We reached the very windy summit around 2:30 and had a quick snack and a drink before heading back towards the Nevada Peak track. By this stage we were planning to be back at the start of the track just before dark and then walk along the road back to the car. On the way back I made a couple of small detours to check out the Honeybird Basin and Dungeon Tarn from above. There is also an unnamed tarn to the north of Dungeon Tarn that features heavily in the photos taken that day. After refilling our water bottles at one of the Snowdrift Tarns below Nevada Peak we set off back down to the car park, this time taking the more direct route. The light was slowly fading and the thick canopy made it harder to see the track ahead. We made it back to the old carpark then continued to walk along the road for about 15 minutes before night fell. The rest of the walk back to the car was helped by a phone torch light as the moon was hiding.
All up 30.3km in a total of 10 hours and 14 minutes and 1565m ascent. Note that if you take the correct route you can shave off about 10kms of road walking and approximately 2 hours.

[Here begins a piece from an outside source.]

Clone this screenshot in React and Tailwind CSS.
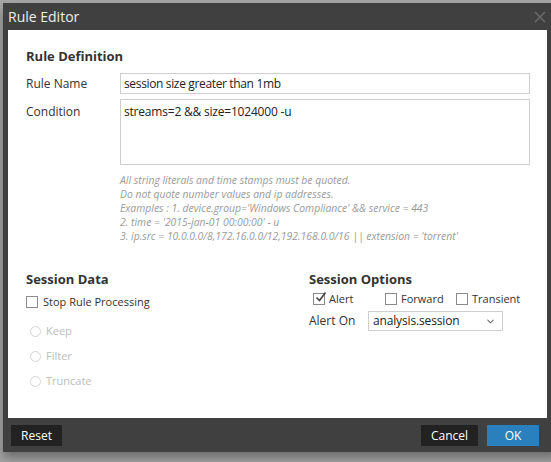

Getting there: The correct route as of 18th of April 2017 is to head towards Judbury from Huonville then drive along Lonnavale Road where you will reach Denison Road. Continue along Denison Road and follow all signs towards Lake Skinner. You will eventually end up on McDougalls Road which you will follow for about 6.3kms where you will see the last sign indicating the Lake Skinner track. Continue along McDougalls Road following all signs indicating Forrest Drive. 1.5kms later you will now be on Russell Road which you will follow for 6kms. At the intersection turn left (turning right will lead to a blocked bridge about 1km down the road) and follow this road for 4.3kms, making sure you go left when the road forks about 2kms in. You will reach a taped off part of the road indicating the collapsed bridge then continue walking up the road for about 10 minutes to reach the start of the track. Clear as mud.